* _Instructions for the task_
Gather all lines from the material that contain "html".

* _Supplied information_
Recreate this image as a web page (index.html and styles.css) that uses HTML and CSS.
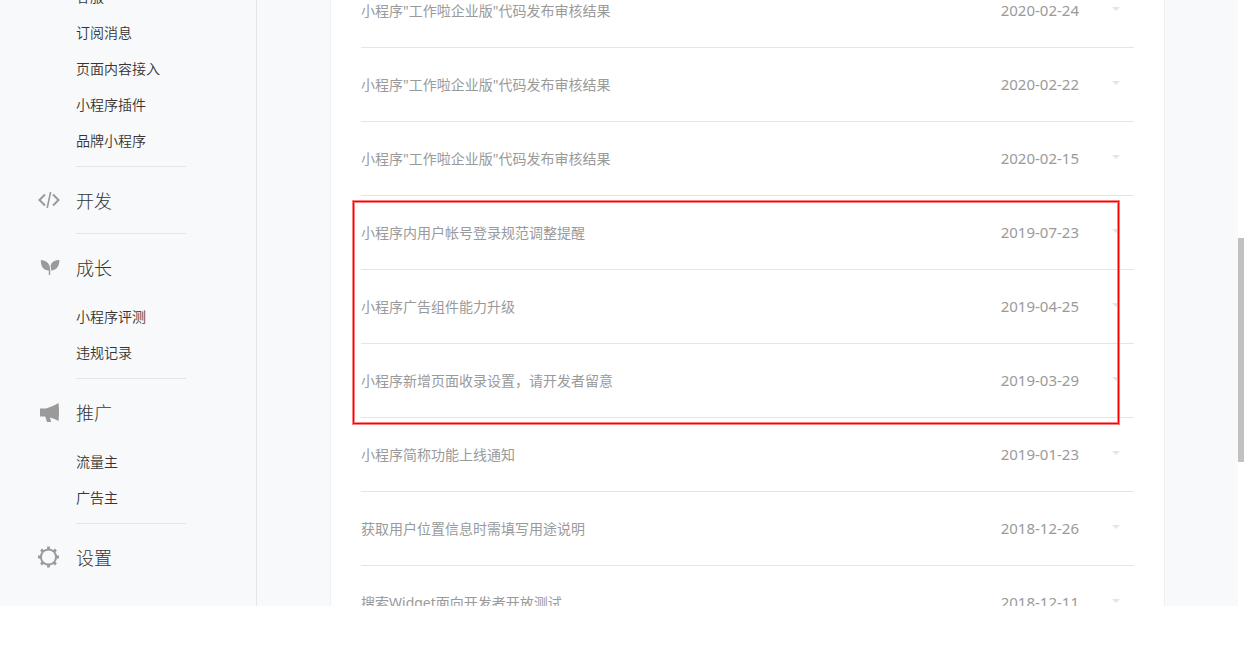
FILE: index.html
```
<!DOCTYPE html>
<html lang="zh-CN">
<head>
    <meta charset="UTF-8">
    <meta name="viewport" content="width=device-width, initial-scale=1.0">
    <title>通知中心</title>
    <link rel="stylesheet" href="styles.css">
</head>
<body>
    <div class="page">
        <nav class="sidebar">
            <div class="nav-section">
                <ul class="nav-list">
                    <li><a href="#">客服</a></li>
                    <li><a href="#">订阅消息</a></li>
                    <li><a href="#">页面内容接入</a></li>
                    <li><a href="#">小程序插件</a></li>
                    <li><a href="#">品牌小程序</a></li>
                </ul>
            </div>
            <div class="nav-section">
                <a class="nav-title" href="#">
                    <svg class="nav-icon" viewBox="0 0 22 22" fill="none" stroke="#9a9a9a" stroke-width="2">
                        <path d="M7 5.5L1.5 11L7 16.5M15 5.5L20.5 11L15 16.5"/>
                        <path d="M12.6 3L9.2 19" stroke-width="1.6"/>
                    </svg>
                    开发
                </a>
            </div>
            <div class="nav-section">
                <a class="nav-title" href="#">
                    <svg class="nav-icon" viewBox="0 0 22 22" fill="#9a9a9a">
                        <path d="M2.8 4C8 4 12 7.500 12.200 13.200V19H10.800V14.600C5.600 14.400 2.800 11 2.800 4Z"/>
                        <path d="M21.400 4C16.500 4 12.600 6.500 12.600 10.500C13 12 13.200 13 13.200 14.500C18.500 14 21.400 10.500 21.400 4Z"/>
                    </svg>
                    成长
                </a>
                <ul class="nav-list">
                    <li><a href="#">小程序评测</a></li>
                    <li><a href="#">违规记录</a></li>
                </ul>
            </div>
            <div class="nav-section">
                <a class="nav-title" href="#">
                    <svg class="nav-icon" viewBox="0 0 22 22" fill="#9a9a9a">
                        <path d="M2 7.500H8C13 6 17 4 20.500 2C21.200 8 21.200 14 20.500 20C18 18.500 15 17.200 12 16.500L13.200 21H9L7.200 15.500H2Z"/>
                    </svg>
                    推广
                </a>
                <ul class="nav-list">
                    <li><a href="#">流量主</a></li>
                    <li><a href="#">广告主</a></li>
                </ul>
            </div>
            <div class="nav-section">
                <a class="nav-title" href="#">
                    <svg class="nav-icon" viewBox="0 0 22 22" fill="none" stroke="#9a9a9a">
                        <circle cx="10.500" cy="11" r="7.600" stroke-width="2"/>
                        <path stroke-width="2.800" d="M10.500 0.500V3.500M10.500 18.500V21.500M0 11H3M18 11H21M3.100 3.600L5.200 5.700M15.800 16.300L17.900 18.400M3.100 18.400L5.200 16.300M15.800 5.700L17.900 3.600"/>
                    </svg>
                    设置
                </a>
            </div>
        </nav>

        <main class="content">
            <div class="card">
                <ul class="notice-list">
                    <li><button class="notice"><span class="notice-title">小程序"工作啦企业版"代码发布审核结果</span><time>2020-02-24</time><svg class="arrow" viewBox="0 0 8 8"><path d="M0 1H8L4 5Z"/></svg></button></li>
                    <li><button class="notice"><span class="notice-title">小程序"工作啦企业版"代码发布审核结果</span><time>2020-02-22</time><svg class="arrow" viewBox="0 0 8 8"><path d="M0 1H8L4 5Z"/></svg></button></li>
                    <li><button class="notice"><span class="notice-title">小程序"工作啦企业版"代码发布审核结果</span><time>2020-02-15</time><svg class="arrow" viewBox="0 0 8 8"><path d="M0 1H8L4 5Z"/></svg></button></li>
                </ul>
                <ul class="notice-list marked">
                    <li><button class="notice"><span class="notice-title">小程序内用户帐号登录规范调整提醒</span><time>2019-07-23</time><svg class="arrow" viewBox="0 0 8 8"><path d="M0 1H8L4 5Z"/></svg></button></li>
                    <li><button class="notice"><span class="notice-title">小程序广告组件能力升级</span><time>2019-04-25</time><svg class="arrow" viewBox="0 0 8 8"><path d="M0 1H8L4 5Z"/></svg></button></li>
                    <li><button class="notice"><span class="notice-title">小程序新增页面收录设置，请开发者留意</span><time>2019-03-29</time><svg class="arrow" viewBox="0 0 8 8"><path d="M0 1H8L4 5Z"/></svg></button></li>
                </ul>
                <ul class="notice-list">
                    <li><button class="notice"><span class="notice-title">小程序简称功能上线通知</span><time>2019-01-23</time><svg class="arrow" viewBox="0 0 8 8"><path d="M0 1H8L4 5Z"/></svg></button></li>
                    <li><button class="notice"><span class="notice-title">获取用户位置信息时需填写用途说明</span><time>2018-12-26</time><svg class="arrow" viewBox="0 0 8 8"><path d="M0 1H8L4 5Z"/></svg></button></li>
                    <li><button class="notice"><span class="notice-title">搜索Widget面向开发者开放测试</span><time>2018-12-11</time><svg class="arrow" viewBox="0 0 8 8"><path d="M0 1H8L4 5Z"/></svg></button></li>
                </ul>
            </div>
        </main>

        <div class="scrollbar">
            <div class="scrollbar-thumb"></div>
        </div>
    </div>
</body>
</html>
```
FILE: styles.css
```
* {
    margin: 0;
    padding: 0;
    box-sizing: border-box;
}

body {
    background: #fff;
    color: #353535;
    font-family: "Noto Sans", "Noto Sans CJK SC", sans-serif;
    font-size: 14px;
    overflow: hidden;
}

ul {
    list-style: none;
}

a {
    color: inherit;
    text-decoration: none;
}

.page {
    display: flex;
    height: calc(100vh - 42px);
    background: #f8f9fb;
    overflow: hidden;
}

/* left menu, scrolled part of the way down */
.sidebar {
    flex: none;
    width: 257px;
    padding-left: 38px;
    border-right: 1px solid #e4e5e8;
    overflow: hidden;
}

.sidebar .nav-section:first-child {
    margin-top: -20px;
}

.nav-section {
    width: 148px;
}

.nav-section::after {
    content: "";
    display: block;
    height: 1px;
    margin-left: 38px;
    background: #e4e5e8;
}

.nav-section:last-child::after {
    display: none;
}

.nav-title {
    display: flex;
    align-items: center;
    gap: 16px;
    height: 66px;
    font-size: 18px;
    font-weight: 300;
}

.nav-icon {
    width: 22px;
    height: 22px;
}

.nav-list {
    padding: 0 0 6px 38px;
}

.nav-list a {
    display: block;
    padding-bottom: 2px;
    font-weight: 350;
    line-height: 34px;
    white-space: nowrap;
}

.content {
    flex: 1;
    min-width: 0;
    padding: 0 73px;
}

.card {
    min-height: 100%;
    padding: 0 30px;
    background: #fff;
    border: 1px solid #eff0f2;
    border-width: 0 1px;
}

.card .notice-list:first-child {
    margin-top: -26px;
}

.notice {
    display: flex;
    align-items: center;
    width: 100%;
    height: 74px;
    padding: 0 14px 2px 0;
    background: none;
    border: none;
    border-bottom: 1px solid #e4e5e8;
    color: #9a9a9a;
    font: inherit;
    text-align: left;
    cursor: pointer;
}

.notice-title {
    flex: 1;
}

.notice time {
    font-size: 15px;
}

.arrow {
    width: 8px;
    height: 8px;
    margin-left: 33px;
    fill: #e4e5e8;
}

/* red frame around the three older notices */
.marked {
    position: relative;
}

.marked::after {
    content: "";
    position: absolute;
    top: 5px;
    right: 15px;
    bottom: -6px;
    left: -8px;
    border: 1px solid #f00;
    box-shadow: 0 0 0 1px #ff8080, inset 0 0 0 1px #ff8080;
    pointer-events: none;
}

.scrollbar {
    flex: none;
    width: 6px;
    padding-top: 238px;
    background: #fff;
}

.scrollbar-thumb {
    height: 224px;
    background: #c1c1c1;
}
```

* _Written solution_
Recreate this image as a web page (index.html and styles.css) that uses HTML and CSS.
FILE: index.html
<!DOCTYPE html>
<html lang="zh-CN">
</html>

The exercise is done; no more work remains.